» **WRITTEN TASK**
Below you will find a set of lines. Repeat them all exactly.

» **DATA**
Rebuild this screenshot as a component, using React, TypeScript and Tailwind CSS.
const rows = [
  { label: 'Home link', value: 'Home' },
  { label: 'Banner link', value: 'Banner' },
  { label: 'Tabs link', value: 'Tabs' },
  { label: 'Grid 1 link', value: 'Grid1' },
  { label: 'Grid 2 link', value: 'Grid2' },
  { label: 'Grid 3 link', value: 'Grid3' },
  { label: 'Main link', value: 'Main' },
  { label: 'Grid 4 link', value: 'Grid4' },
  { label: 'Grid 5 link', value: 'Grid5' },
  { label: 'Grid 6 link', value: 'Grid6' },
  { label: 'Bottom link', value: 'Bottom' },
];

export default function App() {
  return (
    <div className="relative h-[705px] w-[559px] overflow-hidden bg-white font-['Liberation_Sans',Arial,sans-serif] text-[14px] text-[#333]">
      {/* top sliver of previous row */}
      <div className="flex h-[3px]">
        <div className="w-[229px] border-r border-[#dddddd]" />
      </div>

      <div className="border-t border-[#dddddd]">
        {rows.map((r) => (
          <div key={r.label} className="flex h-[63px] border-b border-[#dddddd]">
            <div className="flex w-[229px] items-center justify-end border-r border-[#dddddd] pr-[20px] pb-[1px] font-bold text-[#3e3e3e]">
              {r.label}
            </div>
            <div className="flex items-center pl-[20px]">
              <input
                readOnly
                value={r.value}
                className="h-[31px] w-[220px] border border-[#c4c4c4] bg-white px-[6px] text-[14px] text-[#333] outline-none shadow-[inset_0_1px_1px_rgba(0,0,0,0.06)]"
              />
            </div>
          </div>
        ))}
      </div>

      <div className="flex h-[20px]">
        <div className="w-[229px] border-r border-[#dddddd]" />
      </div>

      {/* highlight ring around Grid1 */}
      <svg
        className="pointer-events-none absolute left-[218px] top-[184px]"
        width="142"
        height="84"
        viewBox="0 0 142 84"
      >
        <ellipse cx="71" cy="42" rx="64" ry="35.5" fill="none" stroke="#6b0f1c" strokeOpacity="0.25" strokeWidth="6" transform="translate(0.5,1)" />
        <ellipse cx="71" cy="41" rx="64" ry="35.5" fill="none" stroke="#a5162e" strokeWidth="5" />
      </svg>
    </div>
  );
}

» **ANSWER BELOW**
Rebuild this screenshot as a component, using React, TypeScript and Tailwind CSS.
const rows = [
  { label: 'Home link', value: 'Home' },
  { label: 'Banner link', value: 'Banner' },
  { label: 'Tabs link', value: 'Tabs' },
  { label: 'Grid 1 link', value: 'Grid1' },
  { label: 'Grid 2 link', value: 'Grid2' },
  { label: 'Grid 3 link', value: 'Grid3' },
  { label: 'Main link', value: 'Main' },
  { label: 'Grid 4 link', value: 'Grid4' },
  { label: 'Grid 5 link', value: 'Grid5' },
  { label: 'Grid 6 link', value: 'Grid6' },
  { label: 'Bottom link', value: 'Bottom' },
];

export default function App() {
  return (
    <div className="relative h-[705px] w-[559px] overflow-hidden bg-white font-['Liberation_Sans',Arial,sans-serif] text-[14px] text-[#333]">
      {/* top sliver of previous row */}
      <div className="flex h-[3px]">
        <div className="w-[229px] border-r border-[#dddddd]" />
      </div>

      <div className="border-t border-[#dddddd]">
        {rows.map((r) => (
          <div key={r.label} className="flex h-[63px] border-b border-[#dddddd]">
            <div className="flex w-[229px] items-center justify-end border-r border-[#dddddd] pr-[20px] pb-[1px] font-bold text-[#3e3e3e]">
              {r.label}
            </div>
            <div className="flex items-center pl-[20px]">
              <input
                readOnly
                value={r.value}
                className="h-[31px] w-[220px] border border-[#c4c4c4] bg-white px-[6px] text-[14px] text-[#333] outline-none shadow-[inset_0_1px_1px_rgba(0,0,0,0.06)]"
              />
            </div>
          </div>
        ))}
      </div>

      <div className="flex h-[20px]">
        <div className="w-[229px] border-r border-[#dddddd]" />
      </div>

      {/* highlight ring around Grid1 */}
      <svg
        className="pointer-events-none absolute left-[218px] top-[184px]"
        width="142"
        height="84"
        viewBox="0 0 142 84"
      >
        <ellipse cx="71" cy="42" rx="64" ry="35.5" fill="none" stroke="#6b0f1c" strokeOpacity="0.25" strokeWidth="6" transform="translate(0.5,1)" />
        <ellipse cx="71" cy="41" rx="64" ry="35.5" fill="none" stroke="#a5162e" strokeWidth="5" />
      </svg>
    </div>
  );
}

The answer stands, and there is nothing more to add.